EXERCISE PROMPT - Restate the listing below word for word, omitting any images.

SUPPLIED DATA -
──────────
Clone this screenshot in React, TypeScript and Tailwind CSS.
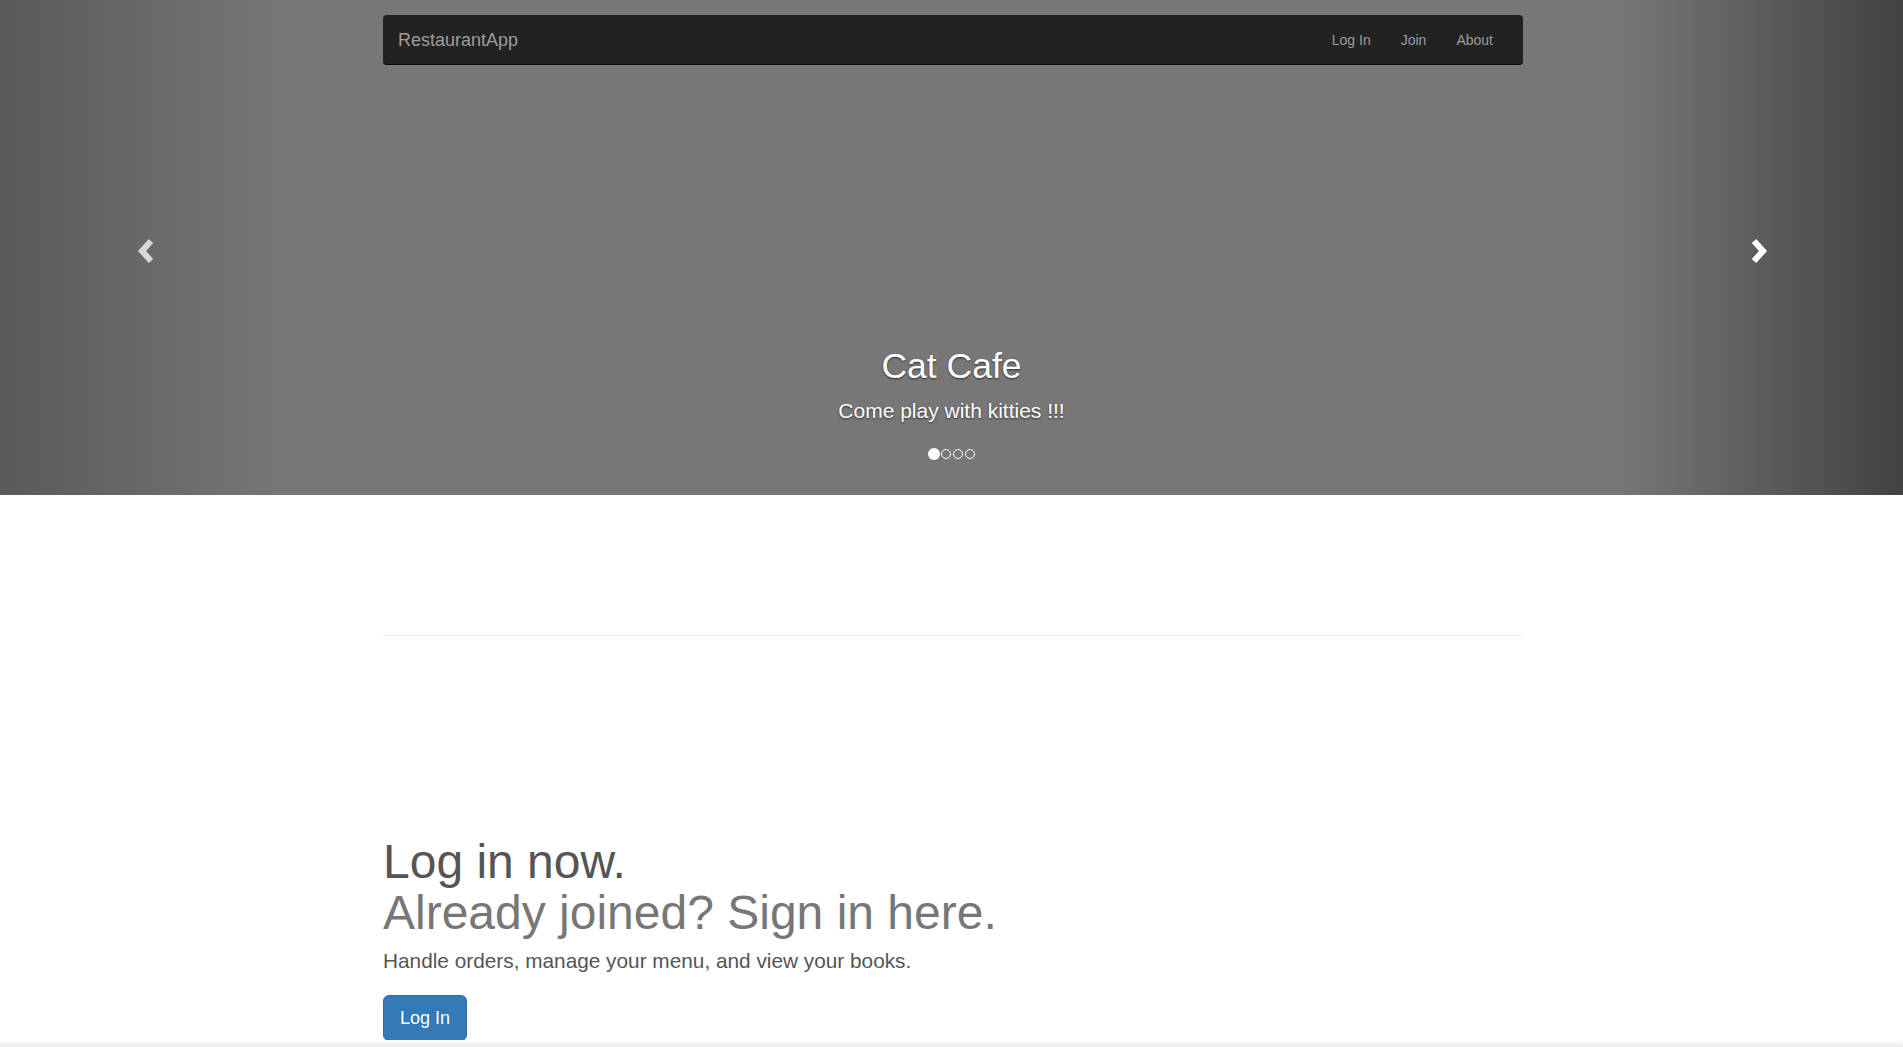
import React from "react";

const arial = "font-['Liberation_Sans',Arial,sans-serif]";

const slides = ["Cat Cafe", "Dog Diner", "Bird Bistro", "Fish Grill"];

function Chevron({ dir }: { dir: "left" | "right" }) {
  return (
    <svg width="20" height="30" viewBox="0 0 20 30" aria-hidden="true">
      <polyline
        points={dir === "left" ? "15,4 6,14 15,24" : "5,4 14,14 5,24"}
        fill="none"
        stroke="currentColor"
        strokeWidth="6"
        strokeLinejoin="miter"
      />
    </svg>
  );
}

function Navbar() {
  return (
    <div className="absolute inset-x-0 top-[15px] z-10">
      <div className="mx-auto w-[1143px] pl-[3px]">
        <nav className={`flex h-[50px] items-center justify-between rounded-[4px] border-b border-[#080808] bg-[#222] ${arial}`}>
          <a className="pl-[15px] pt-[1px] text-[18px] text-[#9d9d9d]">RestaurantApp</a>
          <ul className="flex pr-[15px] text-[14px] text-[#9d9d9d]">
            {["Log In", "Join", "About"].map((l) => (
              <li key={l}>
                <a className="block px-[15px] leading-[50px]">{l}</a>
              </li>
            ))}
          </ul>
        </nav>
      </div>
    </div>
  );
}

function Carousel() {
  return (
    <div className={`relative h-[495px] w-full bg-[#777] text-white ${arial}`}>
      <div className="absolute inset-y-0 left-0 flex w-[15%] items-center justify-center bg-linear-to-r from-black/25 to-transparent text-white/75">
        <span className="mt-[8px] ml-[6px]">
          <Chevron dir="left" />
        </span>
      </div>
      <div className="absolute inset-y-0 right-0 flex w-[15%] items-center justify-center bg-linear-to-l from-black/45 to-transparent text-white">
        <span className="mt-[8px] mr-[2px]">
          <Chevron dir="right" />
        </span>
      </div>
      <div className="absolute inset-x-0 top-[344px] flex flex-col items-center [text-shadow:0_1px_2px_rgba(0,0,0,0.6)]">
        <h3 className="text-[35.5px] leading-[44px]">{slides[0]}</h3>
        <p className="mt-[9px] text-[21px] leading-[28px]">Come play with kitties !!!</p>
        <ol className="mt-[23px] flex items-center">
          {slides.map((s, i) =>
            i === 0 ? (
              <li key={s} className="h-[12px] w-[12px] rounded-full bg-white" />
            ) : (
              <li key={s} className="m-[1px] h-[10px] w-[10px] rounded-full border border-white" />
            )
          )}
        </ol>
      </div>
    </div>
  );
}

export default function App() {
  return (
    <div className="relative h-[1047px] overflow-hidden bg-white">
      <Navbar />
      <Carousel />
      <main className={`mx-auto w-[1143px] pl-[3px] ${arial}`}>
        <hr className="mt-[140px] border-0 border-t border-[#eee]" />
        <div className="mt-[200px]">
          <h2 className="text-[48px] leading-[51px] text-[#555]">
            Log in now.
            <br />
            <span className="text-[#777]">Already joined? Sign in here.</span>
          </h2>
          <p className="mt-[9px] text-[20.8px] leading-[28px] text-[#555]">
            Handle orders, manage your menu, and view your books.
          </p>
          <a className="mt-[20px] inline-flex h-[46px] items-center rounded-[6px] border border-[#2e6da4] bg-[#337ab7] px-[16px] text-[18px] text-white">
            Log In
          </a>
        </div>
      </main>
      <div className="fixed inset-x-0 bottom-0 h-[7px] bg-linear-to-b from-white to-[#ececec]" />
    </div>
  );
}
──────────
REPLY -
Clone this screenshot in React, TypeScript and Tailwind CSS.
import React from "react";

const arial = "font-['Liberation_Sans',Arial,sans-serif]";

const slides = ["Cat Cafe", "Dog Diner", "Bird Bistro", "Fish Grill"];

function Chevron({ dir }: { dir: "left" | "right" }) {
  return (
    <svg width="20" height="30" viewBox="0 0 20 30" aria-hidden="true">
      <polyline
        points={dir === "left" ? "15,4 6,14 15,24" : "5,4 14,14 5,24"}
        fill="none"
        stroke="currentColor"
        strokeWidth="6"
        strokeLinejoin="miter"
      />
    </svg>
  );
}

function Navbar() {
  return (
    <div className="absolute inset-x-0 top-[15px] z-10">
      <div className="mx-auto w-[1143px] pl-[3px]">
        <nav className={`flex h-[50px] items-center justify-between rounded-[4px] border-b border-[#080808] bg-[#222] ${arial}`}>
          <a className="pl-[15px] pt-[1px] text-[18px] text-[#9d9d9d]">RestaurantApp</a>
          <ul className="flex pr-[15px] text-[14px] text-[#9d9d9d]">
            {["Log In", "Join", "About"].map((l) => (
              <li key={l}>
                <a className="block px-[15px] leading-[50px]">{l}</a>
              </li>
            ))}
          </ul>
        </nav>
      </div>
    </div>
  );
}

function Carousel() {
  return (
    <div className={`relative h-[495px] w-full bg-[#777] text-white ${arial}`}>
      <div className="absolute inset-y-0 left-0 flex w-[15%] items-center justify-center bg-linear-to-r from-black/25 to-transparent text-white/75">
        <span className="mt-[8px] ml-[6px]">
          <Chevron dir="left" />
        </span>
      </div>
      <div className="absolute inset-y-0 right-0 flex w-[15%] items-center justify-center bg-linear-to-l from-black/45 to-transparent text-white">
        <span className="mt-[8px] mr-[2px]">
          <Chevron dir="right" />
        </span>
      </div>
      <div className="absolute inset-x-0 top-[344px] flex flex-col items-center [text-shadow:0_1px_2px_rgba(0,0,0,0.6)]">
        <h3 className="text-[35.5px] leading-[44px]">{slides[0]}</h3>
        <p className="mt-[9px] text-[21px] leading-[28px]">Come play with kitties !!!</p>
        <ol className="mt-[23px] flex items-center">
          {slides.map((s, i) =>
            i === 0 ? (
              <li key={s} className="h-[12px] w-[12px] rounded-full bg-white" />
            ) : (
              <li key={s} className="m-[1px] h-[10px] w-[10px] rounded-full border border-white" />
            )
          )}
        </ol>
      </div>
    </div>
  );
}

export default function App() {
  return (
    <div className="relative h-[1047px] overflow-hidden bg-white">
      <Navbar />
      <Carousel />
      <main className={`mx-auto w-[1143px] pl-[3px] ${arial}`}>
        <hr className="mt-[140px] border-0 border-t border-[#eee]" />
        <div className="mt-[200px]">
          <h2 className="text-[48px] leading-[51px] text-[#555]">
            Log in now.
            <br />
            <span className="text-[#777]">Already joined? Sign in here.</span>
          </h2>
          <p className="mt-[9px] text-[20.8px] leading-[28px] text-[#555]">
            Handle orders, manage your menu, and view your books.
          </p>
          <a className="mt-[20px] inline-flex h-[46px] items-center rounded-[6px] border border-[#2e6da4] bg-[#337ab7] px-[16px] text-[18px] text-white">
            Log In
          </a>
        </div>
      </main>
      <div className="fixed inset-x-0 bottom-0 h-[7px] bg-linear-to-b from-white to-[#ececec]" />
    </div>
  );
}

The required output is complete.